### Task
From the first line of the entries below through the line bearing "type Entry = Item | 'sep';", write out each line exactly. Omit pictures.

Entries with page source code
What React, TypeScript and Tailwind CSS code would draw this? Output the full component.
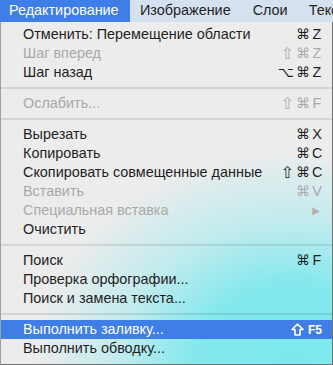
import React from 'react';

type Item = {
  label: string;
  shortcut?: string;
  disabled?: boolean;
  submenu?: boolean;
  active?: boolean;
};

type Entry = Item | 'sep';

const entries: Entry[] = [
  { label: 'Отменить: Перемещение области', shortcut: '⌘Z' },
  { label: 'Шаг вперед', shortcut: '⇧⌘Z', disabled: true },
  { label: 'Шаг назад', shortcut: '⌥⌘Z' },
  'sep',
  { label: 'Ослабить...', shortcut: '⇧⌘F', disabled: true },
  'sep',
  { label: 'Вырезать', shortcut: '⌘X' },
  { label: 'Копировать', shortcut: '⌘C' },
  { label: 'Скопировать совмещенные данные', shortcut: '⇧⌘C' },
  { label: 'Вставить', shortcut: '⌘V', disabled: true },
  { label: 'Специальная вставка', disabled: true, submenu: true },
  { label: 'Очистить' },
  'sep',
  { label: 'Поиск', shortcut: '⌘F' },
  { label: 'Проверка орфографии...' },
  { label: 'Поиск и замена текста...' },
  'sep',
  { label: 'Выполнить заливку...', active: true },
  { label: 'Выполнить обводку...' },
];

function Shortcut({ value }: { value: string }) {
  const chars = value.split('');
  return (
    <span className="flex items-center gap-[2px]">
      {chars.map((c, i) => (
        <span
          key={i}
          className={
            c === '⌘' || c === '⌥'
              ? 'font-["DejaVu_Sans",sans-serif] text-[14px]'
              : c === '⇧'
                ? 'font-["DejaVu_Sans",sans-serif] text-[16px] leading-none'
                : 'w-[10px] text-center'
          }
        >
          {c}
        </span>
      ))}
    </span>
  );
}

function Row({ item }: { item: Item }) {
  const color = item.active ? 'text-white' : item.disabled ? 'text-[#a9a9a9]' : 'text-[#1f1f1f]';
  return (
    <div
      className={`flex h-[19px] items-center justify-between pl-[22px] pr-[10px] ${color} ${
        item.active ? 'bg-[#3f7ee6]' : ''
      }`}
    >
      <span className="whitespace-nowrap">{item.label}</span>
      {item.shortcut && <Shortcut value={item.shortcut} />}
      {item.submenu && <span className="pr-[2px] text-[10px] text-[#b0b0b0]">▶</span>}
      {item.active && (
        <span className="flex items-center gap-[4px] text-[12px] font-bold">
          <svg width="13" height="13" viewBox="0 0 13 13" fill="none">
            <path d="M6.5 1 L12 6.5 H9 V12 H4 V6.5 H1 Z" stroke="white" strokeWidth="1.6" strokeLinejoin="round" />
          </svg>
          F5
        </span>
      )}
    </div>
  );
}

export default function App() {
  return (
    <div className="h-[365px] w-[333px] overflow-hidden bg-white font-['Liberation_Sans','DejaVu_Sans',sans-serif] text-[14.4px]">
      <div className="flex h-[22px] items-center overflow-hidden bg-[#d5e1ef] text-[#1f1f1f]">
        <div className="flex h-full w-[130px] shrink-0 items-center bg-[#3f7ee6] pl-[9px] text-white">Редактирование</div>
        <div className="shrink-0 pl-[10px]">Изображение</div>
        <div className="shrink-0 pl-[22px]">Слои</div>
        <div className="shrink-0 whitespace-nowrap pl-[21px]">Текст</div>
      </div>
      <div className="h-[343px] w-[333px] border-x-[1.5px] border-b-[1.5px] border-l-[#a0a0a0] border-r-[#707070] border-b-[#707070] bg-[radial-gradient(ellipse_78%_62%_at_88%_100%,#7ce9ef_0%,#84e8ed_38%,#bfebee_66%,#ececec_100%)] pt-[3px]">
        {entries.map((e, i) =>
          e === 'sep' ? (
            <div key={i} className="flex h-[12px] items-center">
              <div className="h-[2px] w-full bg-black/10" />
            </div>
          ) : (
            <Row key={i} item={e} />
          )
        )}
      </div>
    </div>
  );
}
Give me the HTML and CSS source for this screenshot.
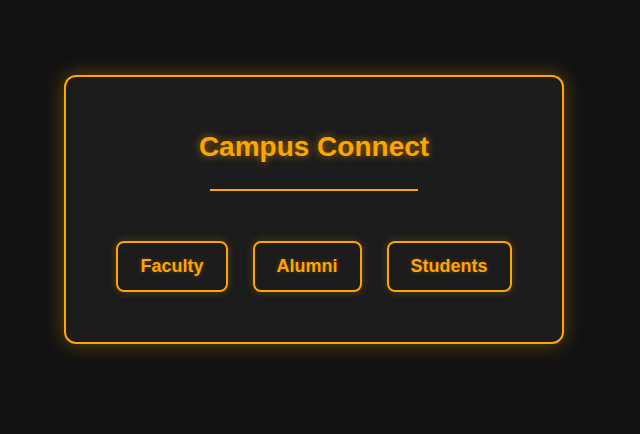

### Worked answer
What React, TypeScript and Tailwind CSS code would draw this? Output the full component.
import React from 'react';

type Item = {
  label: string;
  shortcut?: string;
  disabled?: boolean;
  submenu?: boolean;
  active?: boolean;
};

type Entry = Item | 'sep';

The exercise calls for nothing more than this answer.